The exercise: Return every line below as is, leaving out the pictures.

Information provided:
•••••

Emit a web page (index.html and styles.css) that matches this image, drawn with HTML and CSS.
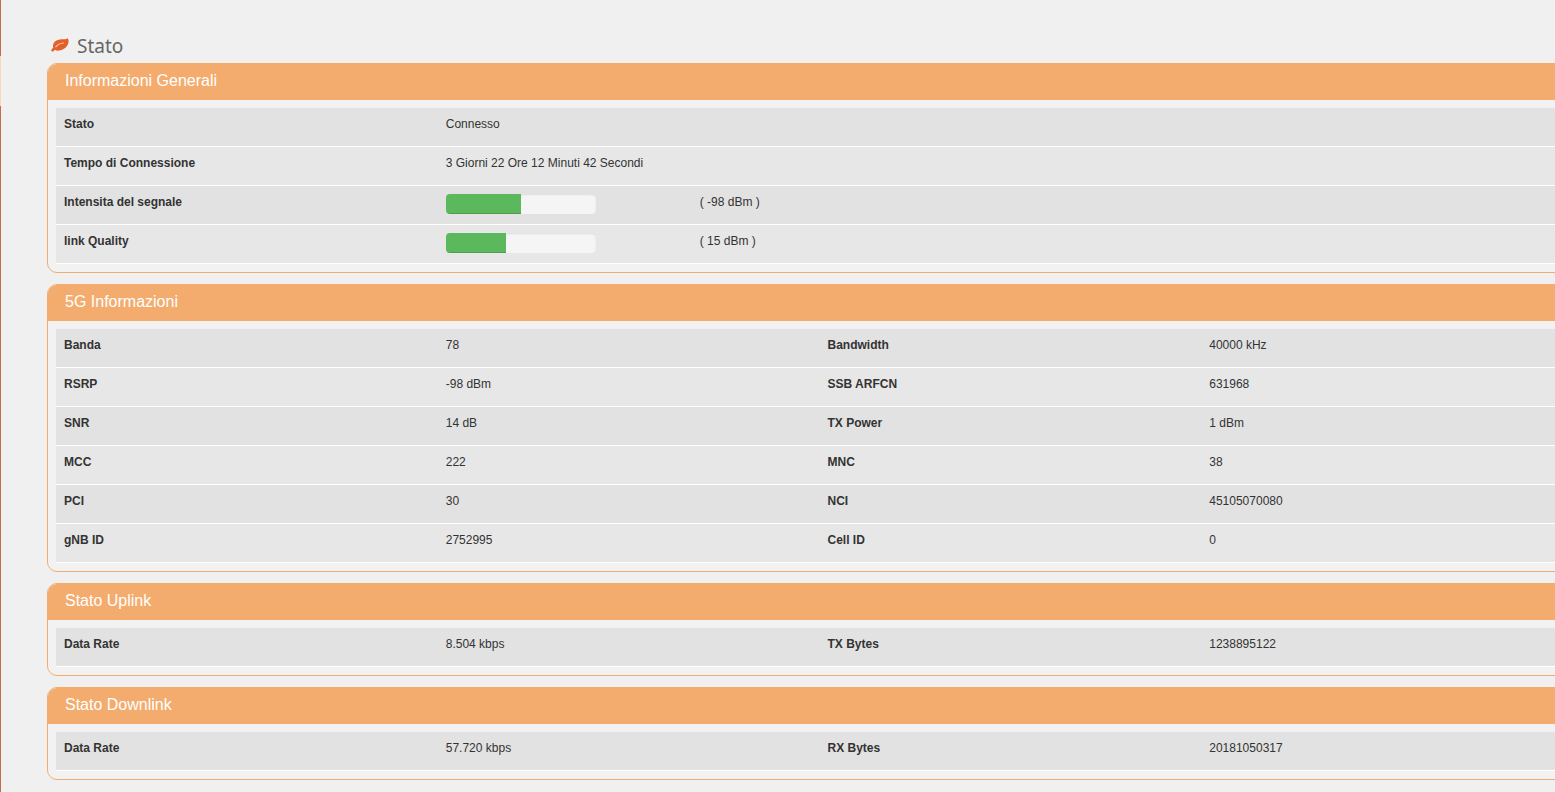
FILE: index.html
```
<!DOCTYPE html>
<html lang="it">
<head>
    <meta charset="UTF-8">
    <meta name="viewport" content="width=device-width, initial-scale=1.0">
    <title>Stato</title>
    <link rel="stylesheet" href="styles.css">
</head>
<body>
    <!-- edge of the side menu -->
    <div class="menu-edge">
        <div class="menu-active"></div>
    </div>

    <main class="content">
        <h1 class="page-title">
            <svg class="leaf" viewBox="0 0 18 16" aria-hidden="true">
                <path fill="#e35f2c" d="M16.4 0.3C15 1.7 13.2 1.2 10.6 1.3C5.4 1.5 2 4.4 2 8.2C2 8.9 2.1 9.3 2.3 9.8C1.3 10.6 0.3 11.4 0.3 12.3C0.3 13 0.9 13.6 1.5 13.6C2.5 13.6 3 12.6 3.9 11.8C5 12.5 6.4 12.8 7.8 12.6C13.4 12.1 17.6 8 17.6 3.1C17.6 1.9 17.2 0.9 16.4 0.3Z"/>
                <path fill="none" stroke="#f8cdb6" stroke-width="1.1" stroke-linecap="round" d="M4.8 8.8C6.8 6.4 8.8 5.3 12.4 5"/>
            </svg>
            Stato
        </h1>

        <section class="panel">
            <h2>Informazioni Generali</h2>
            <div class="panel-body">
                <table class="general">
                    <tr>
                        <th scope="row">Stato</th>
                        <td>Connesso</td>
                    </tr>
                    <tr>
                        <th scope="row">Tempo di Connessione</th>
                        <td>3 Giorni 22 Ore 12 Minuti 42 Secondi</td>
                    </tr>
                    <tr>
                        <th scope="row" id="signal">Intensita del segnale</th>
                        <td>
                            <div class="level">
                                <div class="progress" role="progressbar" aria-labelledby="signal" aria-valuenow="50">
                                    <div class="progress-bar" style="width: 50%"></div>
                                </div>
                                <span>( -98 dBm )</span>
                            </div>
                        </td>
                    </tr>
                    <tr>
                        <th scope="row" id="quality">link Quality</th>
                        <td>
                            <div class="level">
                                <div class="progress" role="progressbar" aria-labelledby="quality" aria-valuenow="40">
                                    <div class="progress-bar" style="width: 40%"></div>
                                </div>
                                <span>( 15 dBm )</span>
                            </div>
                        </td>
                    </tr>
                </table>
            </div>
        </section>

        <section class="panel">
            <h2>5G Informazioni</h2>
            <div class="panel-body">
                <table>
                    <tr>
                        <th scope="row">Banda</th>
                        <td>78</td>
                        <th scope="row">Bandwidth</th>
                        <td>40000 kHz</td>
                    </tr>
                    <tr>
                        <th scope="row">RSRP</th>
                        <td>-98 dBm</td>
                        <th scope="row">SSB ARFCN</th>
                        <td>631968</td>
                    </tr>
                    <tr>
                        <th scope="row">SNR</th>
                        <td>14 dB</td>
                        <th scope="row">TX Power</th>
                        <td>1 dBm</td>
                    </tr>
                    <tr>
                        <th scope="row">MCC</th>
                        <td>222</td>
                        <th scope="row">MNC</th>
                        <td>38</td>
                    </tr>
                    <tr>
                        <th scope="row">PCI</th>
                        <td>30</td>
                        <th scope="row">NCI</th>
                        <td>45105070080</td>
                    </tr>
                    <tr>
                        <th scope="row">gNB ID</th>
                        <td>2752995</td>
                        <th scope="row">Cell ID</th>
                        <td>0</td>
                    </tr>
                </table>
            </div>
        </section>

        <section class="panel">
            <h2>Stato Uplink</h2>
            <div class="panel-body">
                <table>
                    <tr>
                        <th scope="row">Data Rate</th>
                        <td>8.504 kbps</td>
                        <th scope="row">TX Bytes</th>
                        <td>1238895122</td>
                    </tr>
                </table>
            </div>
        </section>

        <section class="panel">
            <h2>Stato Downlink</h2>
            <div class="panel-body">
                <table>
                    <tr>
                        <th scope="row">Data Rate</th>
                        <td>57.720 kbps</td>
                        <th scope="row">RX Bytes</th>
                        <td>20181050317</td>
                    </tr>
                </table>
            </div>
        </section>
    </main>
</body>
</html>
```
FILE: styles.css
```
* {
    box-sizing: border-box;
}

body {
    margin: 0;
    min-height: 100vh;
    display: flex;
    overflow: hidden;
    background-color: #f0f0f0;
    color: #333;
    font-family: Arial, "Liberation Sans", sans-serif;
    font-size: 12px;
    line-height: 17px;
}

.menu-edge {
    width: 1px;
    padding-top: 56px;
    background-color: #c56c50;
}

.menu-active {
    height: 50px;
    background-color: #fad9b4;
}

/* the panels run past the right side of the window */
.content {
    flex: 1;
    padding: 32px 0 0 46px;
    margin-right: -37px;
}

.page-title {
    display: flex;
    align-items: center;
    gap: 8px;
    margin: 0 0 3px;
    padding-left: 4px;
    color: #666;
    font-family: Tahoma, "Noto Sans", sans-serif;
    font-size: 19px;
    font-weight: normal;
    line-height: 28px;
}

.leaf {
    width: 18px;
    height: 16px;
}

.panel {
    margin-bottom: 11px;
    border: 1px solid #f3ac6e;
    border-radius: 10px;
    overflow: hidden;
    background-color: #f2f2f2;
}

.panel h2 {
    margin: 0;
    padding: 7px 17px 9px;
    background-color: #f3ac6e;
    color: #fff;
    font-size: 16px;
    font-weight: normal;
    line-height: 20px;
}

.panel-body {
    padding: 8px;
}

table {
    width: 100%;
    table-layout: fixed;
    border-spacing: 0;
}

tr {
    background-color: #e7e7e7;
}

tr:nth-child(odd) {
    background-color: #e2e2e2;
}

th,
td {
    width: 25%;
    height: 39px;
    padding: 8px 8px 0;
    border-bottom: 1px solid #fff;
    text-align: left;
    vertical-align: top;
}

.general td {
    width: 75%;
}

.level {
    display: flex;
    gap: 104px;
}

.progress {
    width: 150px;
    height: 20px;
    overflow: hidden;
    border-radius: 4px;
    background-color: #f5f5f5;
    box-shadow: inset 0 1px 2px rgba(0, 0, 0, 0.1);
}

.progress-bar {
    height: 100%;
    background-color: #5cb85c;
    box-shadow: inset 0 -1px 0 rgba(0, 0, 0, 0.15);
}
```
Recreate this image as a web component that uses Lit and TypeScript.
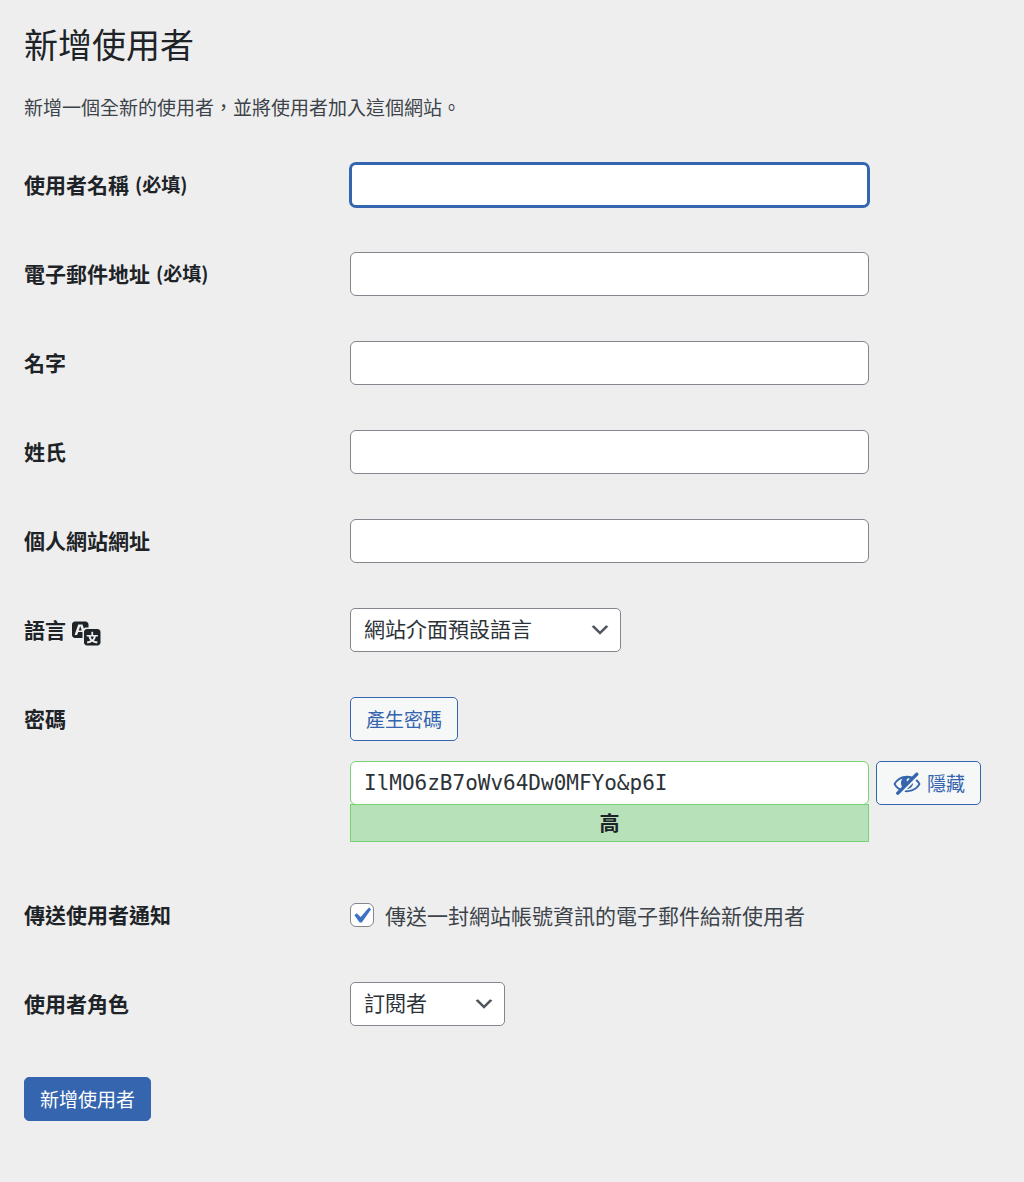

•••••

Response to the exercise:
Emit a web page (index.html and styles.css) that matches this image, drawn with HTML and CSS.
FILE: index.html
```
<!DOCTYPE html>
<html lang="it">
<head>
    <meta charset="UTF-8">
    <meta name="viewport" content="width=device-width, initial-scale=1.0">
    <title>Stato</title>
    <link rel="stylesheet" href="styles.css">
</head>
<body>
    <!-- edge of the side menu -->
    <div class="menu-edge">
        <div class="menu-active"></div>
    </div>

    <main class="content">
        <h1 class="page-title">
            <svg class="leaf" viewBox="0 0 18 16" aria-hidden="true">
                <path fill="#e35f2c" d="M16.4 0.3C15 1.7 13.2 1.2 10.6 1.3C5.4 1.5 2 4.4 2 8.2C2 8.9 2.1 9.3 2.3 9.8C1.3 10.6 0.3 11.4 0.3 12.3C0.3 13 0.9 13.6 1.5 13.6C2.5 13.6 3 12.6 3.9 11.8C5 12.5 6.4 12.8 7.8 12.6C13.4 12.1 17.6 8 17.6 3.1C17.6 1.9 17.2 0.9 16.4 0.3Z"/>
                <path fill="none" stroke="#f8cdb6" stroke-width="1.1" stroke-linecap="round" d="M4.8 8.8C6.8 6.4 8.8 5.3 12.4 5"/>
            </svg>
            Stato
        </h1>

        <section class="panel">
            <h2>Informazioni Generali</h2>
            <div class="panel-body">
                <table class="general">
                    <tr>
                        <th scope="row">Stato</th>
                        <td>Connesso</td>
                    </tr>
                    <tr>
                        <th scope="row">Tempo di Connessione</th>
                        <td>3 Giorni 22 Ore 12 Minuti 42 Secondi</td>
                    </tr>
                    <tr>
                        <th scope="row" id="signal">Intensita del segnale</th>
                        <td>
                            <div class="level">
                                <div class="progress" role="progressbar" aria-labelledby="signal" aria-valuenow="50">
                                    <div class="progress-bar" style="width: 50%"></div>
                                </div>
                                <span>( -98 dBm )</span>
                            </div>
                        </td>
                    </tr>
                    <tr>
                        <th scope="row" id="quality">link Quality</th>
                        <td>
                            <div class="level">
                                <div class="progress" role="progressbar" aria-labelledby="quality" aria-valuenow="40">
                                    <div class="progress-bar" style="width: 40%"></div>
                                </div>
                                <span>( 15 dBm )</span>
                            </div>
                        </td>
                    </tr>
                </table>
            </div>
        </section>

        <section class="panel">
            <h2>5G Informazioni</h2>
            <div class="panel-body">
                <table>
                    <tr>
                        <th scope="row">Banda</th>
                        <td>78</td>
                        <th scope="row">Bandwidth</th>
                        <td>40000 kHz</td>
                    </tr>
                    <tr>
                        <th scope="row">RSRP</th>
                        <td>-98 dBm</td>
                        <th scope="row">SSB ARFCN</th>
                        <td>631968</td>
                    </tr>
                    <tr>
                        <th scope="row">SNR</th>
                        <td>14 dB</td>
                        <th scope="row">TX Power</th>
                        <td>1 dBm</td>
                    </tr>
                    <tr>
                        <th scope="row">MCC</th>
                        <td>222</td>
                        <th scope="row">MNC</th>
                        <td>38</td>
                    </tr>
                    <tr>
                        <th scope="row">PCI</th>
                        <td>30</td>
                        <th scope="row">NCI</th>
                        <td>45105070080</td>
                    </tr>
                    <tr>
                        <th scope="row">gNB ID</th>
                        <td>2752995</td>
                        <th scope="row">Cell ID</th>
                        <td>0</td>
                    </tr>
                </table>
            </div>
        </section>

        <section class="panel">
            <h2>Stato Uplink</h2>
            <div class="panel-body">
                <table>
                    <tr>
                        <th scope="row">Data Rate</th>
                        <td>8.504 kbps</td>
                        <th scope="row">TX Bytes</th>
                        <td>1238895122</td>
                    </tr>
                </table>
            </div>
        </section>

        <section class="panel">
            <h2>Stato Downlink</h2>
            <div class="panel-body">
                <table>
                    <tr>
                        <th scope="row">Data Rate</th>
                        <td>57.720 kbps</td>
                        <th scope="row">RX Bytes</th>
                        <td>20181050317</td>
                    </tr>
                </table>
            </div>
        </section>
    </main>
</body>
</html>
```
FILE: styles.css
```
* {
    box-sizing: border-box;
}

body {
    margin: 0;
    min-height: 100vh;
    display: flex;
    overflow: hidden;
    background-color: #f0f0f0;
    color: #333;
    font-family: Arial, "Liberation Sans", sans-serif;
    font-size: 12px;
    line-height: 17px;
}

.menu-edge {
    width: 1px;
    padding-top: 56px;
    background-color: #c56c50;
}

.menu-active {
    height: 50px;
    background-color: #fad9b4;
}

/* the panels run past the right side of the window */
.content {
    flex: 1;
    padding: 32px 0 0 46px;
    margin-right: -37px;
}

.page-title {
    display: flex;
    align-items: center;
    gap: 8px;
    margin: 0 0 3px;
    padding-left: 4px;
    color: #666;
    font-family: Tahoma, "Noto Sans", sans-serif;
    font-size: 19px;
    font-weight: normal;
    line-height: 28px;
}

.leaf {
    width: 18px;
    height: 16px;
}

.panel {
    margin-bottom: 11px;
    border: 1px solid #f3ac6e;
    border-radius: 10px;
    overflow: hidden;
    background-color: #f2f2f2;
}

.panel h2 {
    margin: 0;
    padding: 7px 17px 9px;
    background-color: #f3ac6e;
    color: #fff;
    font-size: 16px;
    font-weight: normal;
    line-height: 20px;
}

.panel-body {
    padding: 8px;
}

table {
    width: 100%;
    table-layout: fixed;
    border-spacing: 0;
}

tr {
    background-color: #e7e7e7;
}

tr:nth-child(odd) {
    background-color: #e2e2e2;
}

th,
td {
    width: 25%;
    height: 39px;
    padding: 8px 8px 0;
    border-bottom: 1px solid #fff;
    text-align: left;
    vertical-align: top;
}

.general td {
    width: 75%;
}

.level {
    display: flex;
    gap: 104px;
}

.progress {
    width: 150px;
    height: 20px;
    overflow: hidden;
    border-radius: 4px;
    background-color: #f5f5f5;
    box-shadow: inset 0 1px 2px rgba(0, 0, 0, 0.1);
}

.progress-bar {
    height: 100%;
    background-color: #5cb85c;
    box-shadow: inset 0 -1px 0 rgba(0, 0, 0, 0.15);
}
```
Recreate this image as a web component that uses Lit and TypeScript.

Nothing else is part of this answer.